ECLI:NL:RVS:2001:AE3419
Raad van State
- Hoger beroep
- B. van Wagtendonk
- E.M. Ouwehand
- Rechtspraak.nl
Verzoek om voorlopige voorziening in hoger beroep tegen last tot staken illegale bewoning
In deze zaak gaat het om een verzoek om een voorlopige voorziening in het kader van een hoger beroep tegen een besluit van de burgemeester en wethouders van Helden. De burgemeester en wethouders hebben op 2 februari 2000 aan verzoeker gelast om uiterlijk per 1 juli 2000 de illegale bewoning van een bedrijfsloods te staken, met een dwangsom van ƒ 1000,-- per dag bij niet-naleving, tot een maximum van ƒ 100.000,--. Verzoeker heeft bezwaar gemaakt tegen dit besluit, maar dit bezwaar is op 16 maart 2001 ongegrond verklaard. Vervolgens heeft verzoeker op 21 juni 2001 hoger beroep ingesteld en verzocht om een voorlopige voorziening.
De Voorzitter van de Afdeling bestuursrechtspraak van de Raad van State heeft het verzoek op 16 augustus 2001 behandeld. Tijdens de zitting was verzoeker aanwezig, bijgestaan door zijn advocaat, en de burgemeester en wethouders waren vertegenwoordigd door hun advocaat en een ambtenaar. De Voorzitter heeft vastgesteld dat verzoeker inmiddels het volledige bedrag van ƒ 100.000,-- aan dwangsommen heeft verbeurd. Verzoeker was in de veronderstelling dat het hoger beroep de werking van de last schorste, maar dit bleek niet het geval te zijn volgens de relevante artikelen van de Algemene wet bestuursrecht.

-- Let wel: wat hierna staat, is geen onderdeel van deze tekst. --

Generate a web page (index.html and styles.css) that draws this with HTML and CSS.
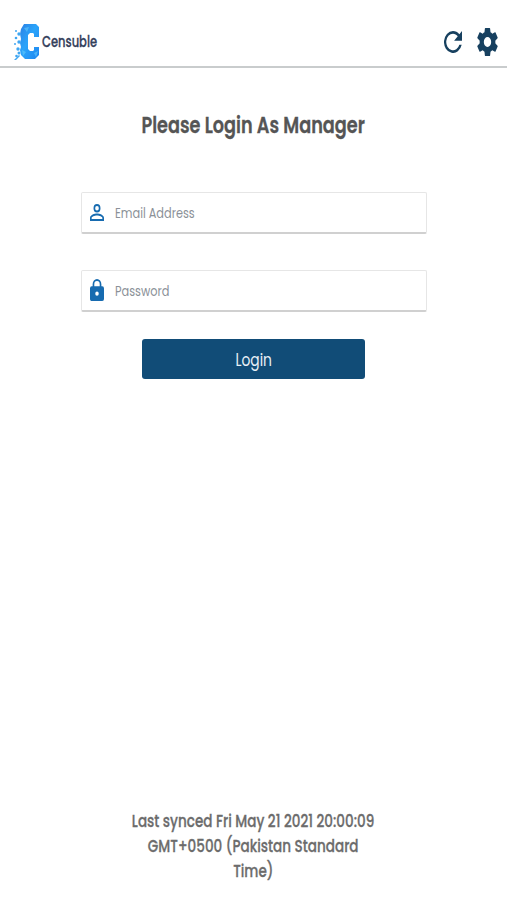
FILE: index.html
```html
<!DOCTYPE html>
<html lang="en">
<head>
    <meta charset="UTF-8">
    <meta name="viewport" content="width=device-width, initial-scale=1.0">
    <title>Censuble</title>
    <link rel="stylesheet" href="styles.css">
</head>
<body>
    <header class="topbar">
        <div class="brand">
            <svg class="brand-logo" width="28" height="40" viewBox="0 0 28 40">
                <defs>
                    <linearGradient id="logo-fill" x1="0" y1="0" x2="1" y2="1">
                        <stop offset="0" stop-color="#2a80e4"/>
                        <stop offset=".45" stop-color="#2ba4fa"/>
                        <stop offset="1" stop-color="#1e86f0"/>
                    </linearGradient>
                </defs>
                <path fill="url(#logo-fill)" d="M11 2h12l3 3v10h-5v-3l-1-1h-3l-2 2v14l2 2h3l1-1v-3h5v8l-4 4H12l-4-4-1-5 1-3-1-4 1-4-1-5 1-5z"/>
                <path fill="#62c9fb" opacity=".6" d="M11 6l5-1-2 5zM9 28l4 2-3 4zM21 31l4-2-2 6z"/>
                <g fill="#3fa6f2">
                    <circle cx="3" cy="9" r="1"/>
                    <circle cx="6" cy="12" r="1.700"/>
                    <circle cx="3" cy="16" r="1.300"/>
                    <circle cx="6" cy="20" r="1.700"/>
                    <circle cx="2" cy="22" r="1"/>
                    <circle cx="5" cy="27" r="1.700"/>
                    <circle cx="6" cy="31" r="1.500"/>
                    <circle cx="3.500" cy="34" r="1.300"/>
                    <path d="M1 38l5-5 1 1-4 4z"/>
                </g>
            </svg>
            <span class="brand-name">Censuble</span>
        </div>
        <div class="actions">
            <svg class="icon-refresh" width="18" height="22" viewBox="4 4 16 16" preserveAspectRatio="none">
                <path d="M17.65 6.35A7.96 7.96 0 0 0 12 4a8 8 0 1 0 7.73 10h-2.08A6 6 0 1 1 12 6c1.66 0 3.14.69 4.22 1.78L13 11h7V4z"/>
            </svg>
            <svg class="icon-gear" width="21" height="28" viewBox="2 2 20 20" preserveAspectRatio="none">
                <path d="M19.43 12.98c.04-.32.07-.64.07-.98s-.03-.66-.07-.98l2.11-1.65c.19-.15.24-.42.12-.64l-2-3.46c-.12-.22-.39-.3-.61-.22l-2.49 1c-.52-.4-1.08-.73-1.69-.98l-.38-2.65A.488.488 0 0 0 14 2h-4c-.25 0-.46.18-.49.42l-.38 2.65c-.61.25-1.17.59-1.69.98l-2.49-1c-.23-.09-.49 0-.61.22l-2 3.46c-.13.22-.07.49.12.64l2.11 1.65c-.04.32-.07.65-.07.98s.03.66.07.98l-2.11 1.65c-.19.15-.24.42-.12.64l2 3.46c.12.22.39.3.61.22l2.49-1c.52.4 1.08.73 1.69.98l.38 2.65c.03.24.24.42.49.42h4c.25 0 .46-.18.49-.42l.38-2.65c.61-.25 1.17-.59 1.69-.98l2.49 1c.23.09.49 0 .61-.22l2-3.46c.12-.22.07-.49-.12-.64zM12 15.5a3.5 3.5 0 1 1 0-7 3.5 3.5 0 0 1 0 7z"/>
            </svg>
        </div>
    </header>

    <main class="login">
        <h1>Please Login As Manager</h1>
        <form class="login-form">
            <label class="field">
                <svg class="field-icon" width="14" height="17" viewBox="4 4 16 16" preserveAspectRatio="none">
                    <path d="M12 5.9a2.1 2.1 0 1 1 0 4.2 2.1 2.1 0 0 1 0-4.2m0 9c2.97 0 6.1 1.46 6.1 2.1v1.1H5.9V17c0-.64 3.13-2.1 6.1-2.1M12 4a4 4 0 1 0 0 8 4 4 0 0 0 0-8zm0 9c-2.67 0-8 1.34-8 4v3h16v-3c0-2.66-5.33-4-8-4z"/>
                </svg>
                <input type="text" class="email" placeholder="Email Address">
            </label>
            <label class="field">
                <svg class="field-icon" width="14" height="22" viewBox="4 1 16 21" preserveAspectRatio="none">
                    <path d="M18 8h-1V6A5 5 0 0 0 7 6v2H6a2 2 0 0 0-2 2v10c0 1.100.9 2 2 2h12a2 2 0 0 0 2-2V10a2 2 0 0 0-2-2zm-6 9a2 2 0 1 1 0-4 2 2 0 0 1 0 4zm3.100-9H8.900V6a3.100 3.100 0 0 1 6.200 0z"/>
                </svg>
                <input type="password" class="password" placeholder="Password">
            </label>
            <button type="button"><span>Login</span></button>
        </form>
    </main>

    <footer class="synced">
        <p>Last synced Fri May 21 2021 20:00:09</p>
        <p>GMT+0500 (Pakistan Standard</p>
        <p>Time)</p>
    </footer>
</body>
</html>
```

FILE: styles.css
```css
* {
    margin: 0;
    padding: 0;
    box-sizing: border-box;
    font-family: Poppins, Inter, sans-serif;
}
body {
    display: flex;
    flex-direction: column;
    height: 900px;
    background: #fff;
    overflow: hidden;
}
.topbar {
    display: flex;
    justify-content: space-between;
    align-items: center;
    height: 68px;
    padding: 17px 9px 0 13px;
    border-bottom: 2px solid #c9cccd;
}
.brand {
    display: flex;
    align-items: center;
    gap: 1px;
}
.brand-name {
    width: 56px;
    margin-top: -1px;
    color: #34405b;
    font-size: 16px;
    font-weight: 500;
    white-space: nowrap;
    -webkit-text-stroke: .3px #34405b;
    transform: scaleX(.72);
    transform-origin: left;
}
.actions {
    display: flex;
    align-items: center;
    gap: 15px;
    fill: #17405f;
}
.login {
    display: flex;
    flex: 1;
    flex-direction: column;
    align-items: center;
}
h1 {
    margin-top: 42px;
    color: #555;
    font-size: 22px;
    font-weight: 600;
    line-height: 32px;
    white-space: nowrap;
    -webkit-text-stroke: .3px #555;
    transform: scaleX(.803);
}
.login-form {
    display: flex;
    flex-direction: column;
    align-items: center;
    margin-top: 50px;
}
.field {
    display: flex;
    align-items: center;
    width: 346px;
    height: 42px;
    margin-bottom: 36px;
    padding: 0 0 1px 8px;
    border: 1px solid #e6e6e6;
    border-bottom: 2px solid #d0d0d0;
    border-radius: 2px;
    overflow: hidden;
}
.field-icon {
    flex: none;
    fill: #176bb0;
}
.field input {
    flex: none;
    width: 380px;
    margin-left: 11px;
    border: none;
    outline: none;
    background: none;
    color: #555;
    font-size: 15px;
    transform: scaleX(.755);
    transform-origin: left;
}
.field input::placeholder {
    color: #8b9198;
}
button {
    width: 223px;
    height: 40px;
    margin-top: -9px;
    border: none;
    border-radius: 3px;
    background: #114c77;
    color: #e8f0f6;
    font-size: 18px;
    cursor: pointer;
}
button span {
    display: inline-block;
    transform: scaleX(.77);
}
.synced {
    display: flex;
    flex-direction: column;
    align-items: center;
    padding-bottom: 16px;
    color: #6c6c6c;
    font-size: 17px;
    font-weight: 500;
    line-height: 25px;
    white-space: nowrap;
    -webkit-text-stroke: .3px #6c6c6c;
}
.synced p {
    transform: scaleX(.797);
}
```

De Voorzitter concludeert dat er geen onverwijlde spoed is voor het treffen van de gevraagde voorlopige voorziening, aangezien verzoeker met het verzoek niet kan voorkomen dat de dwangsommen verder verbeurd worden. Het verzoek om toepassing van artikel 8:81 van de Algemene wet bestuursrecht wordt afgewezen, en er zijn geen termen voor een proceskostenveroordeling. De beslissing is op 23 augustus 2001 openbaar uitgesproken.